UKJN: The tracks on your new album are all quite short and intense, but feel much longer and absorbing.
MR: Generally when we play live, we have very long pieces with lots of improvisation- we try to go with the flow. What we tried to do with the album is, even if we had to cut it down, to keep the same energy as if we had complete freedom.
UKJN: You’ve been described as sounding like a much larger band.
MR: We try to be in the moment and have as much fun as possible. Maybe it’s the joy we have in playing the music.
UKJN: Which philosophical ideas have influenced your music?
MR: Right at the beginning the whole band was influenced by William S Burroughs. Everything can come out and you don’t need to question it. That’s how we see our music . Everybody can bring everything to a gig or play anything in any tune and we go along with it.
We tried to find names for the tunes that leave space- that are open to interpretation. All of us are big fans of art that doesn’t explain everything. The title Eternal Fiction has different meanings for us- for example, even though we’ve had our tenth anniversary, we still enjoy the process of playing and spending time together so much, that it feels like it could go on forever. Eternal Fiction is inspired by a book, Sapiens by Yuval Noah Harari. It describes the importance of stories and myths in the development of our society. It’s important to question those things.
UKJN: How has your music developed over 10 years?
MR: From the first concert onwards we really felt we had a band sound. We knew we wanted to go in the same direction musically, so everything felt familiar. What’s changed in these 10 years is that each of us has developed in his own way. Every concert is still so fresh, because after 10 years we still don’t know how it’s going come out. The title of our second album is Everything is Permitted and it’s still our motto. It means we can play Dixieland one moment, and the next moment avant-garde pop.
UKJN: You started out studying classical music.
MR: I started playing trumpet aged 8 in Admont in Styria, and I grew up with marching band music. It’s a big tradition in Austria. My father was the leader of one of the marching bands and he was also my teacher, which worked very well for us. I played in the school big band for 8 years, where I became more familiar with jazz, and later I started studying classical trumpet too. My classical teacher was a very open guy so he really supported me in doing what I felt like. I got to know people like Lukas from the jazz course at University in Linz. He was studying jazz, and I was still studying classically when we founded Interzone.

UKJN: Who wrote the tunes on your new album ?
MR: You Will Find Me No More is by Lukas. It’s quite melancholy, dreamy and surreal.
UKJN: You play in a very emotional, breathy way.
MR: I’m a big fan of Ambrose Akinmusire- he’s one of my main inspirations. The others are all my tunes. I think of Are We Real as a rhumba, but whatever comes into the listener’s mind is the right image or story.
UKJN: I think this track shows your incredible discipline.
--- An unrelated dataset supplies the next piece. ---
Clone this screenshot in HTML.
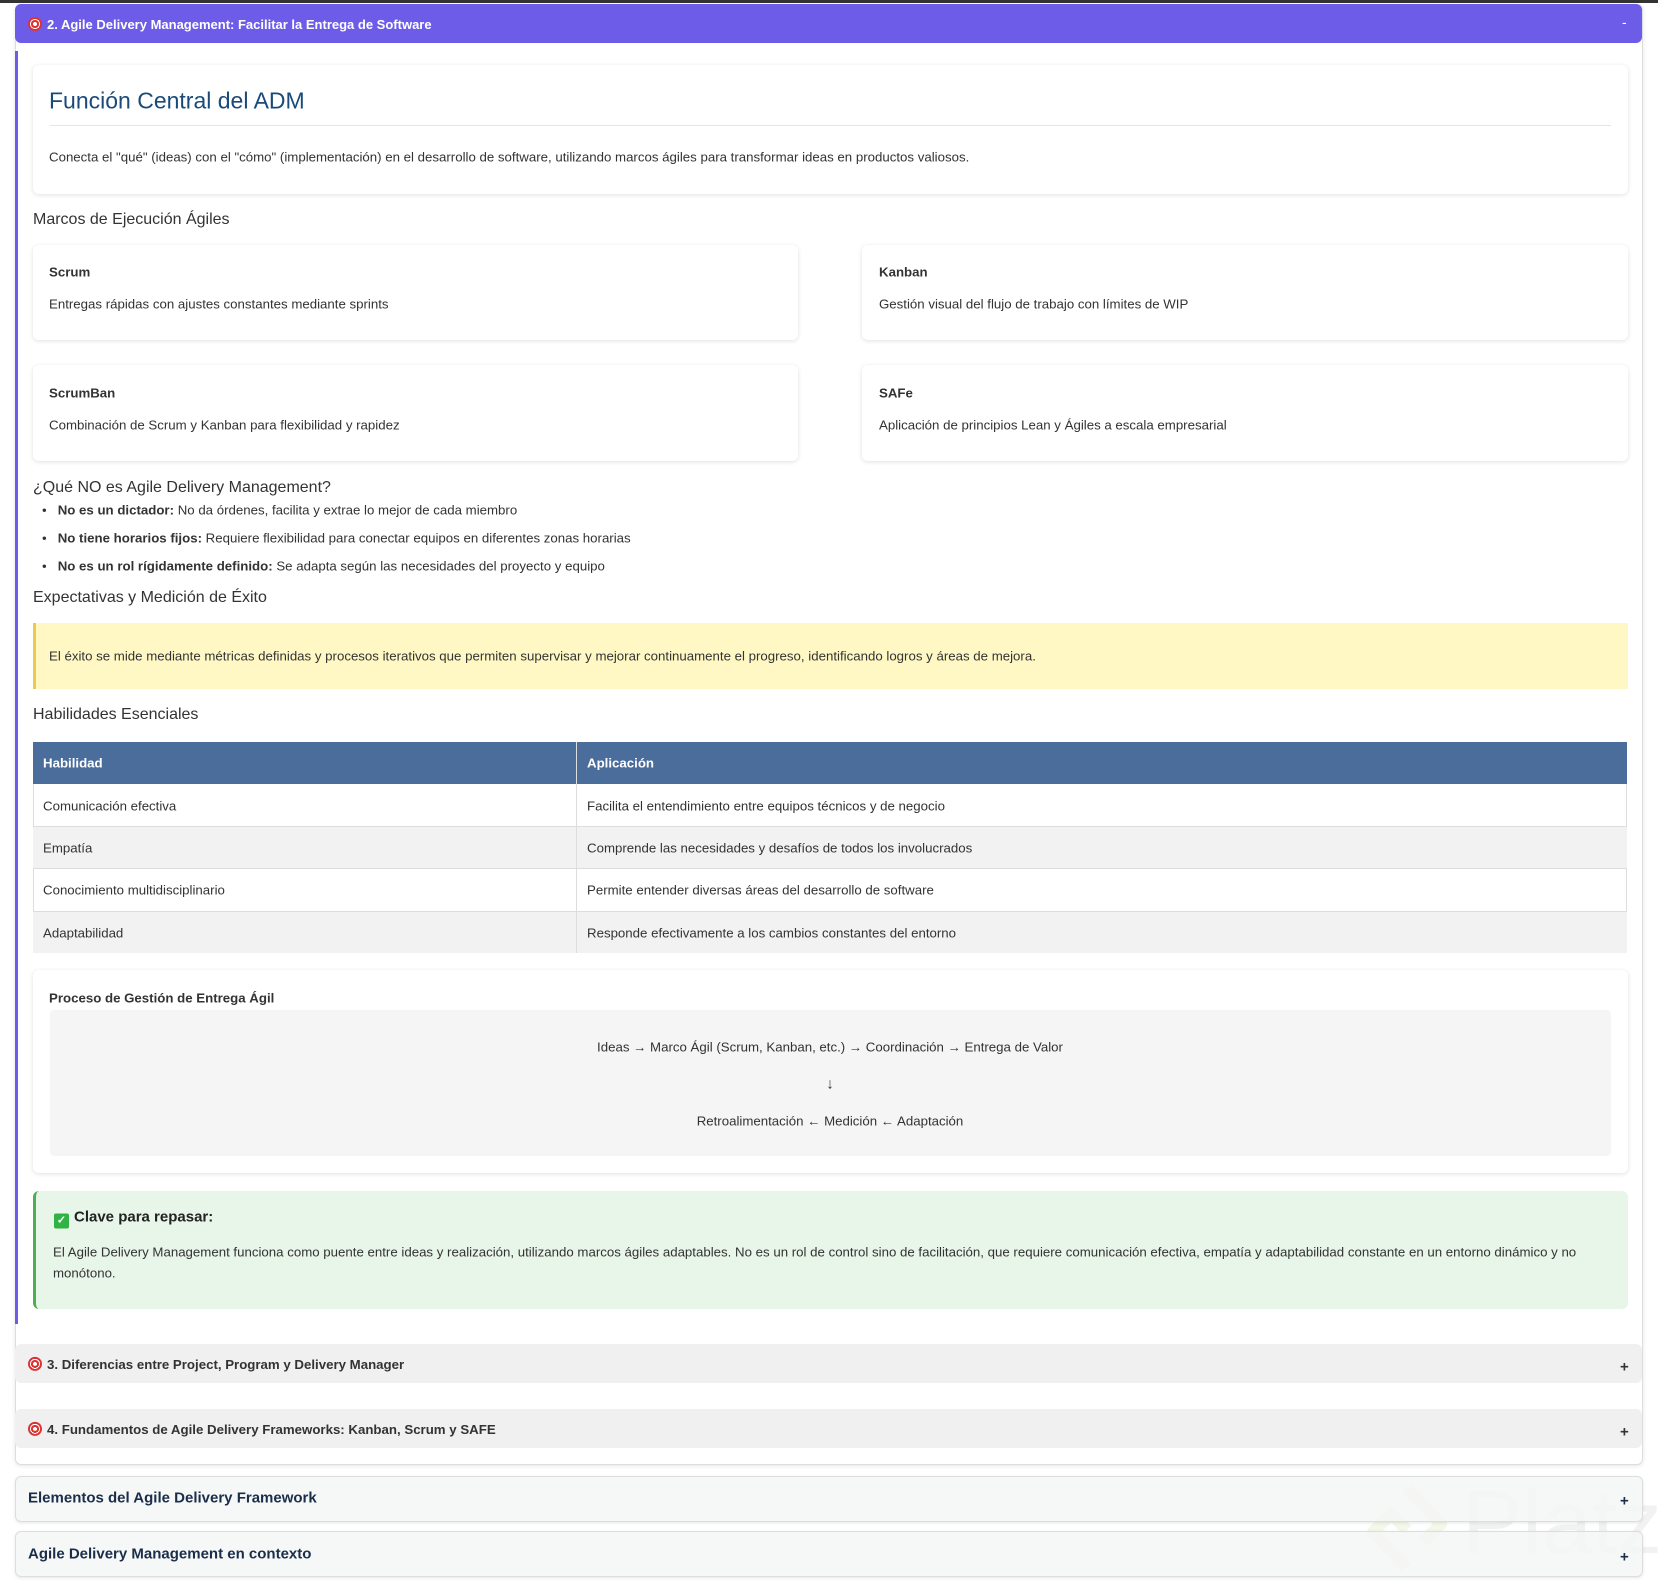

MR: This track is completely composed; other tunes have bigger and smaller improvised parts. No Matter of Health was originally “no measure of health” but our sound guy misspelled it.
UKJN: So the title is improvised?
MR: Exactly. That’s bebop. The title is from a Krishnamurti quote:
“It is no measure of health to be adjusted to a profoundly sick society.”
On each of our four albums we have one tune that’s an anagram. Lion Care is the name of my girlfriend. It also gets very emotional
UKJN: Matala is a Chicago blues?
MR: It’s a place in Crete where in the 60s and 70s a hippy movement was living in caves by the sea. Joni Mitchell was there for some time. I’m a great Joni Mitchell fan, and her song Carrie is about Matala. My girlfriend and I went on holiday there. We went to sleep early with our young son, but next to the apartment there was a blues band playing till 2 o’clock in the morning. It was a rough night but the tune was inspired by that band.
UKJN: Phenomenon comes with a mysterious, funny video on the dodgems?
MR: We didn’t know we were going to do it like that until a few hours before we started shooting. That whole Nintendo style was a really improvised process. Mysterious and funny are good things! Responsibility is a kind of a drum feature even if there’s no solo. It’s like an open energy thing.
Chant for the Voiceless has a very emotional message. I think most people would agree that every living being has the right to live. Around 2000 animals are killed every second, and mostly we don’t need it. Those animals have the same wish to live that we do and the same feelings of fear. This tune is dedicated to all those, including all those humans that suffer because of our way of living
Here’s to Another Decade is a celebration of our 10th anniversary. “Something with Ornette” was the working title – it’s very much inspired by Ornette Coleman.
We take a lot of risks to keep the music fresh; to keep that feeling we had at the very beginning, even though we know each other so well.